### What the task requires:
Read the listing below and copy out every line that holds "Output".

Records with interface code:

***

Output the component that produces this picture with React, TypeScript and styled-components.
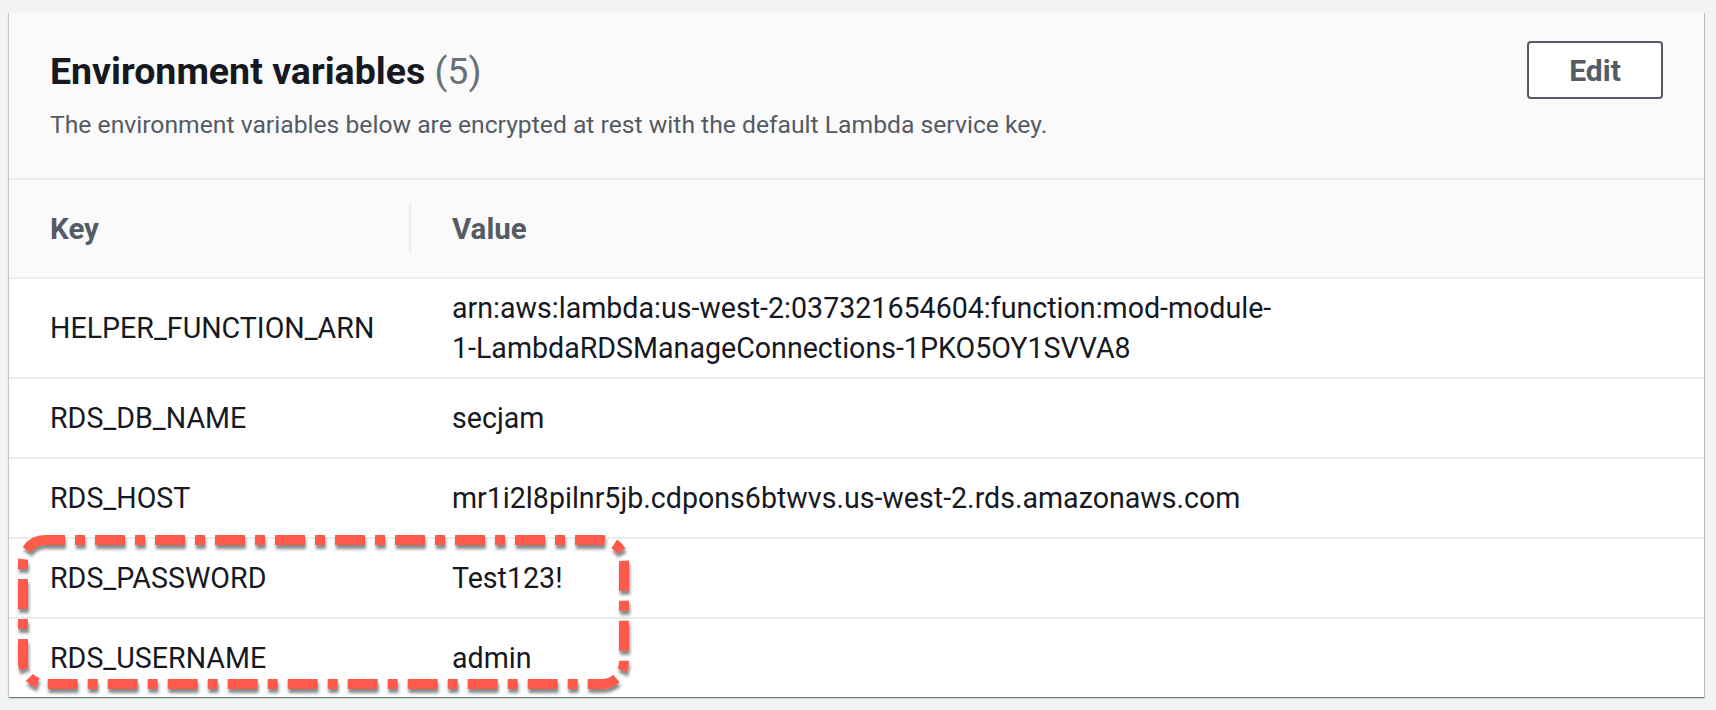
import React from "react";
import styled, { createGlobalStyle } from "styled-components";

const GlobalStyle = createGlobalStyle`
  html, body {
    margin: 0;
    padding: 0;
    background: #f2f3f3;
    font-family: Roboto, "Liberation Sans", Arial, sans-serif;
    color: #16191f;
  }
`;

const Page = styled.div`
  padding: 12px 12px 12px 9px;
`;

const Card = styled.section`
  position: relative;
  background: #ffffff;
  box-shadow: 0 1px 1px 0 rgba(0, 28, 36, 0.35), 1px 1px 1px 0 rgba(0, 28, 36, 0.2),
    -1px 1px 1px 0 rgba(0, 28, 36, 0.15);
`;

const Header = styled.header`
  display: flex;
  align-items: flex-start;
  justify-content: space-between;
  padding: 29px 41px 0 41px;
  background: #fafafa;
  border-bottom: 2px solid #eaeded;
`;

const TitleBlock = styled.div`
  padding: 8px 0 37px;
`;

const Title = styled.h2`
  margin: 0;
  font-size: 37.5px;
  line-height: 44px;
  font-weight: 700;
  color: #16191f;
`;

const Count = styled.span`
  font-weight: 400;
  color: #687078;
`;

const Description = styled.p`
  margin: 16px 0 0;
  font-size: 24.7px;
  line-height: 32px;
  color: #545b64;
`;

const EditButton = styled.button`
  width: 136px;
  height: 58px;
  border: 2px solid #545b64;
  border-radius: 4px;
  background: #ffffff;
  color: #545b64;
  font-family: inherit;
  font-size: 30px;
  font-weight: 700;
  cursor: pointer;
`;

const Row = styled.div<{ $head?: boolean }>`
  display: grid;
  grid-template-columns: 402px 1fr;
  align-items: center;
  min-height: ${(p) => (p.$head ? "97px" : "78px")};
  background: ${(p) => (p.$head ? "#fafafa" : "#ffffff")};
  border-top: ${(p) => (p.$head ? "none" : "2px solid #eaeded")};
`;

const HeadCell = styled.div<{ $divider?: boolean }>`
  position: relative;
  align-self: stretch;
  display: flex;
  align-items: center;
  padding: 0 41px;
  font-size: 29.5px;
  line-height: 40px;
  font-weight: 700;
  color: #545b64;

  &::after {
    content: "";
    display: ${(p) => (p.$divider ? "block" : "none")};
    position: absolute;
    right: 0;
    top: 24px;
    height: 48px;
    width: 2px;
    background: #eaeded;
  }
`;

const Cell = styled.div`
  padding: 9px 41px;
  font-size: 28.6px;
  line-height: 40px;
  color: #16191f;
`;

const Annotation = styled.svg`
  position: absolute;
  left: 4px;
  top: 515px;
  width: 640px;
  height: 190px;
  pointer-events: none;
  overflow: visible;
`;

type EnvVar = { key: string; value: React.ReactNode };

const vars: EnvVar[] = [
  {
    key: "HELPER_FUNCTION_ARN",
    value: (
      <>
        arn:aws:lambda:us-west-2:037321654604:function:mod-module-
        <br />
        1-LambdaRDSManageConnections-1PKO5OY1SVVA8
      </>
    ),
  },
  { key: "RDS_DB_NAME", value: "secjam" },
  { key: "RDS_HOST", value: "mr1i2l8pilnr5jb.cdpons6btwvs.us-west-2.rds.amazonaws.com" },
  { key: "RDS_PASSWORD", value: "Test123!" },
  { key: "RDS_USERNAME", value: "admin" },
];

export default function App() {
  return (
    <Page>
      <GlobalStyle />
      <Card>
        <Header>
          <TitleBlock>
            <Title>
              Environment variables <Count>(5)</Count>
            </Title>
            <Description>
              The environment variables below are encrypted at rest with the default Lambda service key.
            </Description>
          </TitleBlock>
          <EditButton>Edit</EditButton>
        </Header>
        <Row $head>
          <HeadCell $divider>Key</HeadCell>
          <HeadCell>Value</HeadCell>
        </Row>
        {vars.map((v) => (
          <Row key={v.key}>
            <Cell>{v.key}</Cell>
            <Cell>{v.value}</Cell>
          </Row>
        ))}
        <Annotation viewBox="0 0 640 190">
          <defs>
            <filter id="annShadow" x="-10%" y="-20%" width="120%" height="140%">
              <feDropShadow dx="1" dy="4" stdDeviation="1.5" floodColor="#2a2a2a" floodOpacity="0.55" />
            </filter>
          </defs>
          <rect
            x="10"
            y="13"
            width="601"
            height="144"
            rx="22"
            ry="22"
            fill="none"
            stroke="#fd5a4b"
            strokeWidth="10"
            strokeDasharray="30 10 10 10"
            strokeDashoffset="10"
            filter="url(#annShadow)"
          />
        </Annotation>
      </Card>
    </Page>
  );
}
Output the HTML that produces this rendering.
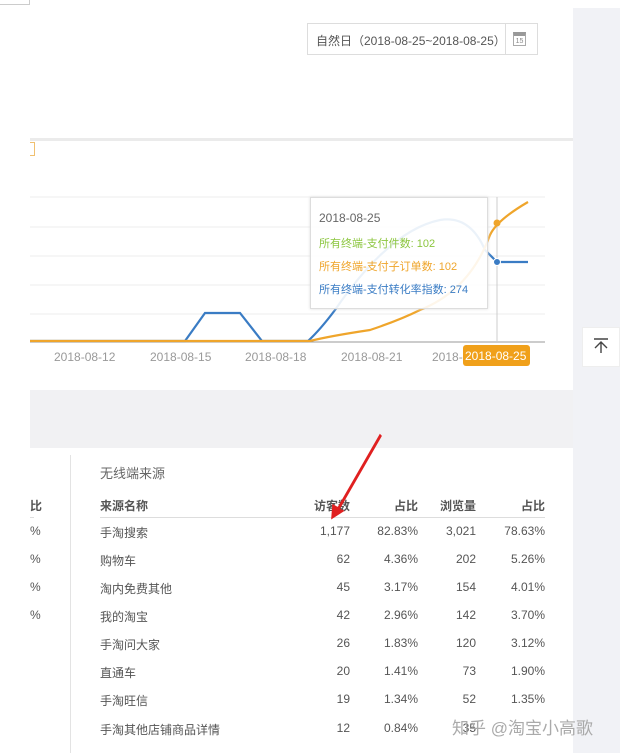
<!DOCTYPE html>
<html><head><meta charset="utf-8"><style>
*{margin:0;padding:0;box-sizing:border-box}
body{width:620px;height:753px;position:relative;overflow:hidden;background:#fff;font-family:"Liberation Sans","Noto Sans CJK SC",sans-serif;color:#555;font-size:12px}
.a{position:absolute;white-space:nowrap}
.r{text-align:right}
</style></head><body>
<div class="a" style="left:573px;top:8px;width:47px;height:745px;background:#f1f2f6"></div>
<div class="a" style="left:0;top:0;width:30px;height:5px;border:1px solid #ccc;border-top:none;border-left:none"></div>
<div class="a" style="left:30px;top:138px;width:543px;height:3px;background:#ebebeb"></div>
<div class="a" style="left:30px;top:390px;width:543px;height:58px;background:#f1f1f3"></div>
<div class="a" style="left:307px;top:23px;width:231px;height:32px;border:1px solid #ddd;background:#fff"></div>
<div class="a" style="left:505px;top:23px;width:1px;height:32px;background:#ddd"></div>
<div class="a" style="left:316px;top:32px;font-size:12px;color:#555">自然日（2018-08-25~2018-08-25）</div>
<div class="a" style="left:513px;top:32px;width:13px;height:14px;border:1px solid #aaa;font-size:7px;text-align:center;line-height:12px;color:#888;border-top:4px solid #999">15</div>
<div class="a" style="left:30px;top:142px;width:5px;height:14px;border:1px solid #f0c070;border-left:none"></div>
<svg class="a" style="left:0;top:140px" width="573" height="250">
<g stroke="#eee" stroke-width="1">
<line x1="30" y1="57" x2="545" y2="57"/><line x1="30" y1="87" x2="545" y2="87"/><line x1="30" y1="116" x2="545" y2="116"/><line x1="30" y1="145" x2="545" y2="145"/><line x1="30" y1="174" x2="545" y2="174"/>
</g>
<line x1="30" y1="202" x2="545" y2="202" stroke="#999"/>
<line x1="497" y1="57" x2="497" y2="202" stroke="#ccc"/>
<path d="M30 201 L185 201 L205 173 L240 173 L262 201 L308 201 Q320 190 335 170 Q390 90 440 80 Q470 75 485 110 L497 122 L528 122" fill="none" stroke="#3a7cc4" stroke-width="2.2"/>
<path d="M30 201 L310 201 Q330 196 370 190 Q400 180 420 170 Q470 150 490 95 Q497 80 528 62" fill="none" stroke="#efa52b" stroke-width="2.2"/>
<circle cx="497" cy="83" r="3.5" fill="#efa52b"/>
<circle cx="497" cy="122" r="3.5" fill="#3a7cc4" stroke="#fff"/>
</svg>
<div class="a" style="left:310px;top:197px;width:178px;height:112px;border:1px solid #ddd;background:rgba(255,255,255,0.9);box-shadow:0 0 3px #ddd"></div>
<div class="a" style="left:319px;top:211px;font-size:12px;color:#666">2018-08-25</div>
<div class="a" style="left:319px;top:235px;font-size:11px;color:#8cc63f">所有终端-支付件数: 102</div>
<div class="a" style="left:319px;top:258px;font-size:11px;color:#efa52b">所有终端-支付子订单数: 102</div>
<div class="a" style="left:319px;top:281px;font-size:11px;color:#3a7cc4">所有终端-支付转化率指数: 274</div>
<div class="a" style="left:54px;top:350px;color:#999">2018-08-12</div>
<div class="a" style="left:150px;top:350px;color:#999">2018-08-15</div>
<div class="a" style="left:245px;top:350px;color:#999">2018-08-18</div>
<div class="a" style="left:341px;top:350px;color:#999">2018-08-21</div>
<div class="a" style="left:432px;top:350px;color:#999">2018-</div>
<div class="a" style="left:463px;top:345px;width:67px;height:21px;background:#f0a01a;border-radius:3px;color:#fff;padding:4px 0 0 2px">2018-08-25</div>
<div class="a" style="left:582px;top:327px;width:38px;height:40px;background:#fff;border:1px solid #eee"></div>
<svg class="a" style="left:592px;top:337px" width="18" height="18"><path d="M2 2H16M9 16V5M3 11L9 5L15 11" fill="none" stroke="#444" stroke-width="1.4"/></svg>
<div class="a" style="left:70px;top:455px;width:1px;height:298px;background:#e3e3e3"></div>
<div class="a" style="left:100px;top:463px;font-size:13px;color:#666">无线端来源</div>
<div class="a" style="left:100px;top:497px;font-weight:bold;color:#555">来源名称</div>
<div class="a r" style="left:290px;top:497px;width:60px;font-weight:bold">访客数</div>
<div class="a r" style="left:358px;top:497px;width:60px;font-weight:bold">占比</div>
<div class="a r" style="left:416px;top:497px;width:60px;font-weight:bold">浏览量</div>
<div class="a r" style="left:485px;top:497px;width:60px;font-weight:bold">占比</div>
<div class="a" style="left:30px;top:497px;font-weight:bold">比</div>
<div class="a" style="left:30px;top:517px;width:4px;height:1px;background:#ddd"></div>
<div class="a" style="left:100px;top:517px;width:445px;height:1px;background:#ddd"></div>
<div class="a" style="left:30px;top:524px">%</div>
<div class="a" style="left:30px;top:552px">%</div>
<div class="a" style="left:30px;top:580px">%</div>
<div class="a" style="left:30px;top:608px">%</div>
<div class="a" style="left:100px;top:524px">手淘搜索</div><div class="a r" style="left:290px;top:524px;width:60px">1,177</div><div class="a r" style="left:358px;top:524px;width:60px">82.83%</div><div class="a r" style="left:416px;top:524px;width:60px">3,021</div><div class="a r" style="left:485px;top:524px;width:60px">78.63%</div>
<div class="a" style="left:100px;top:552px">购物车</div><div class="a r" style="left:290px;top:552px;width:60px">62</div><div class="a r" style="left:358px;top:552px;width:60px">4.36%</div><div class="a r" style="left:416px;top:552px;width:60px">202</div><div class="a r" style="left:485px;top:552px;width:60px">5.26%</div>
<div class="a" style="left:100px;top:580px">淘内免费其他</div><div class="a r" style="left:290px;top:580px;width:60px">45</div><div class="a r" style="left:358px;top:580px;width:60px">3.17%</div><div class="a r" style="left:416px;top:580px;width:60px">154</div><div class="a r" style="left:485px;top:580px;width:60px">4.01%</div>
<div class="a" style="left:100px;top:608px">我的淘宝</div><div class="a r" style="left:290px;top:608px;width:60px">42</div><div class="a r" style="left:358px;top:608px;width:60px">2.96%</div><div class="a r" style="left:416px;top:608px;width:60px">142</div><div class="a r" style="left:485px;top:608px;width:60px">3.70%</div>
<div class="a" style="left:100px;top:636px">手淘问大家</div><div class="a r" style="left:290px;top:636px;width:60px">26</div><div class="a r" style="left:358px;top:636px;width:60px">1.83%</div><div class="a r" style="left:416px;top:636px;width:60px">120</div><div class="a r" style="left:485px;top:636px;width:60px">3.12%</div>
<div class="a" style="left:100px;top:664px">直通车</div><div class="a r" style="left:290px;top:664px;width:60px">20</div><div class="a r" style="left:358px;top:664px;width:60px">1.41%</div><div class="a r" style="left:416px;top:664px;width:60px">73</div><div class="a r" style="left:485px;top:664px;width:60px">1.90%</div>
<div class="a" style="left:100px;top:692px">手淘旺信</div><div class="a r" style="left:290px;top:692px;width:60px">19</div><div class="a r" style="left:358px;top:692px;width:60px">1.34%</div><div class="a r" style="left:416px;top:692px;width:60px">52</div><div class="a r" style="left:485px;top:692px;width:60px">1.35%</div>
<div class="a" style="left:100px;top:721px">手淘其他店铺商品详情</div><div class="a r" style="left:290px;top:721px;width:60px">12</div><div class="a r" style="left:358px;top:721px;width:60px">0.84%</div><div class="a r" style="left:416px;top:721px;width:60px">35</div>
<div class="a" style="left:452px;top:714px;font-size:17px;color:#aaa">知乎 @淘宝小高歌</div>
<svg class="a" style="left:320px;top:430px" width="70" height="95"><path d="M60 5 L18 78 L13 75 L12 88 L23 81 L19 79 L61 6 Z" fill="#e02020" stroke="#e02020" stroke-width="1.5"/></svg>
</body></html>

***

### Answer to this problem:
Output the component that produces this picture with React, TypeScript and styled-components.
Output the HTML that produces this rendering.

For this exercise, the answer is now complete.